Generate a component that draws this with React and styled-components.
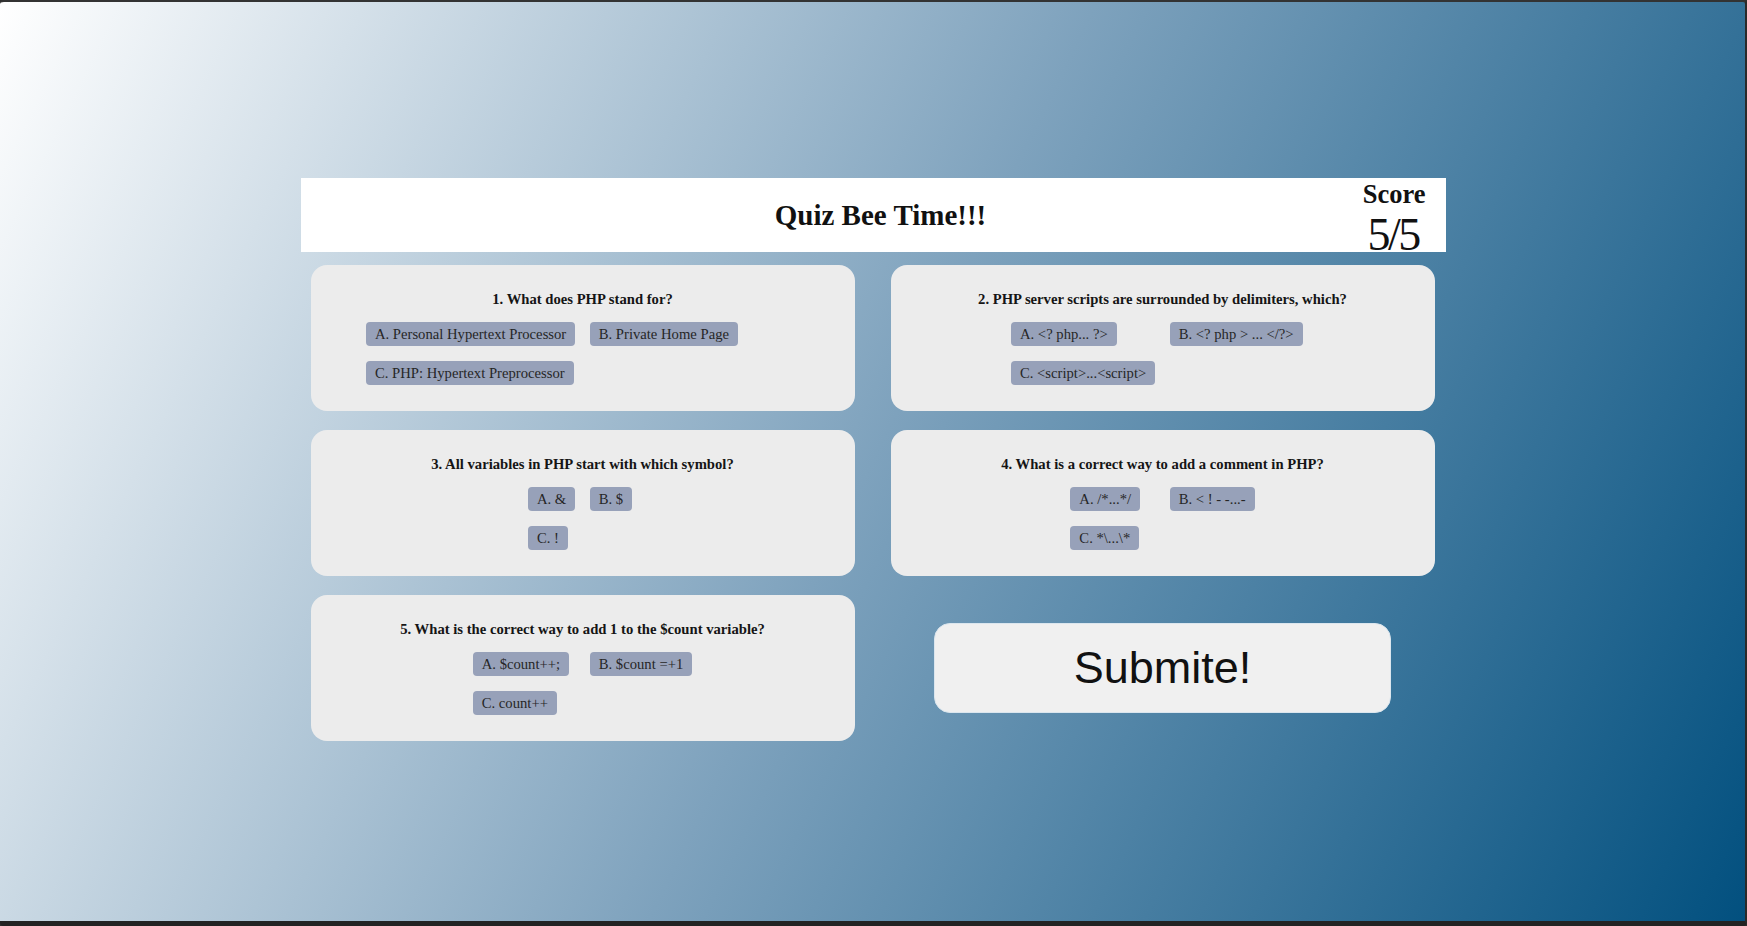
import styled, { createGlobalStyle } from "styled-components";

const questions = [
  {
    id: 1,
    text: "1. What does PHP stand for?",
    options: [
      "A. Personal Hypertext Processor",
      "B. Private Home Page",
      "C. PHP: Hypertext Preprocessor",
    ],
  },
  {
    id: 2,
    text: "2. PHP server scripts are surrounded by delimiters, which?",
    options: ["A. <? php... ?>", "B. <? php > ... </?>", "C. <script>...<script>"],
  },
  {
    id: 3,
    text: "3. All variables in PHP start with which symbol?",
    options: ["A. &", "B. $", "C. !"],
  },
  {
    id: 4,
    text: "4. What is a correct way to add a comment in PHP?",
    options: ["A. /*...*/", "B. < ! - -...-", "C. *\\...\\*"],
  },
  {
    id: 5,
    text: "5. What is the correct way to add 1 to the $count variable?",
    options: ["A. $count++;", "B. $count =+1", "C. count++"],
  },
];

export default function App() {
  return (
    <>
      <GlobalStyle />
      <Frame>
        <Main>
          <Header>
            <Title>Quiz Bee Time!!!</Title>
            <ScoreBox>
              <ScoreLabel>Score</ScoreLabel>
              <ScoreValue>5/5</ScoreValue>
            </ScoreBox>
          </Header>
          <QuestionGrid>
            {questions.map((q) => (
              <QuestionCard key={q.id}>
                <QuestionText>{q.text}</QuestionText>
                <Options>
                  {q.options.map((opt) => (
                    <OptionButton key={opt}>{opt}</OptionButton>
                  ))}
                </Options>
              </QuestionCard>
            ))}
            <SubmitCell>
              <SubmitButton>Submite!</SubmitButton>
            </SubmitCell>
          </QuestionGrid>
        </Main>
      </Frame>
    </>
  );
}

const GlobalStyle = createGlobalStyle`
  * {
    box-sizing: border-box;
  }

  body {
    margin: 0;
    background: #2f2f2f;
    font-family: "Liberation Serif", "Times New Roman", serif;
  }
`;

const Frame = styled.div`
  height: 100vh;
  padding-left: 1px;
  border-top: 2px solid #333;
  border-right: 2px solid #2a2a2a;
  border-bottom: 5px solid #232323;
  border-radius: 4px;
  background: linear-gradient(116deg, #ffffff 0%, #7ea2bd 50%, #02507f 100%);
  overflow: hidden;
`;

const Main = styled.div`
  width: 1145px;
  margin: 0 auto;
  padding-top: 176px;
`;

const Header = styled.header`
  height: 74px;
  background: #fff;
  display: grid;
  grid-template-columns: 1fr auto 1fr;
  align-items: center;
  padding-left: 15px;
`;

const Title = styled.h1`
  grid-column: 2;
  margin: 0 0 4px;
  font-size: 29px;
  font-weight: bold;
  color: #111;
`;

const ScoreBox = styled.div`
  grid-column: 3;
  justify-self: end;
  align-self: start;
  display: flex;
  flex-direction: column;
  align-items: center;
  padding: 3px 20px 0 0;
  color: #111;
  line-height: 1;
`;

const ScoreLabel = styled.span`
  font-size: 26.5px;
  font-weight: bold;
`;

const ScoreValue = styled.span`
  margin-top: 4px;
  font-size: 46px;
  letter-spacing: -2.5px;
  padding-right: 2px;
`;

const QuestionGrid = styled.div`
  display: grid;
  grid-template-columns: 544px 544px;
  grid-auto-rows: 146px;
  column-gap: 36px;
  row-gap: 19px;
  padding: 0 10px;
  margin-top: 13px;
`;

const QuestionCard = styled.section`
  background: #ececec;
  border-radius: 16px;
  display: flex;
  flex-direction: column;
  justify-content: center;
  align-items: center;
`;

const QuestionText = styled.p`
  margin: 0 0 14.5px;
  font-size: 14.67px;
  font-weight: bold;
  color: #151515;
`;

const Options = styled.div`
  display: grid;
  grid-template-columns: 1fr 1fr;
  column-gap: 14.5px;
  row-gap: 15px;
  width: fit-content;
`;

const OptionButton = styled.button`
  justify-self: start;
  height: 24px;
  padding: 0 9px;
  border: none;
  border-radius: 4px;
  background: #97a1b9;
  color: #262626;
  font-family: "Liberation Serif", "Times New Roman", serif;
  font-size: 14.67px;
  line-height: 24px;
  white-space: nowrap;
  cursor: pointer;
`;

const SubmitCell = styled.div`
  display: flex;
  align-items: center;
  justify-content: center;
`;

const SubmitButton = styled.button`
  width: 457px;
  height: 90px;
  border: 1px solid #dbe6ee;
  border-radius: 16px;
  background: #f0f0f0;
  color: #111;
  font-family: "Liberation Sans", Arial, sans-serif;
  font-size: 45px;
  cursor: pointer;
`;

#### Exercise task:
Extract every line that has the string "with" in it.

#### The solution:
Generate a component that draws this with React and styled-components.
    text: "3. All variables in PHP start with which symbol?",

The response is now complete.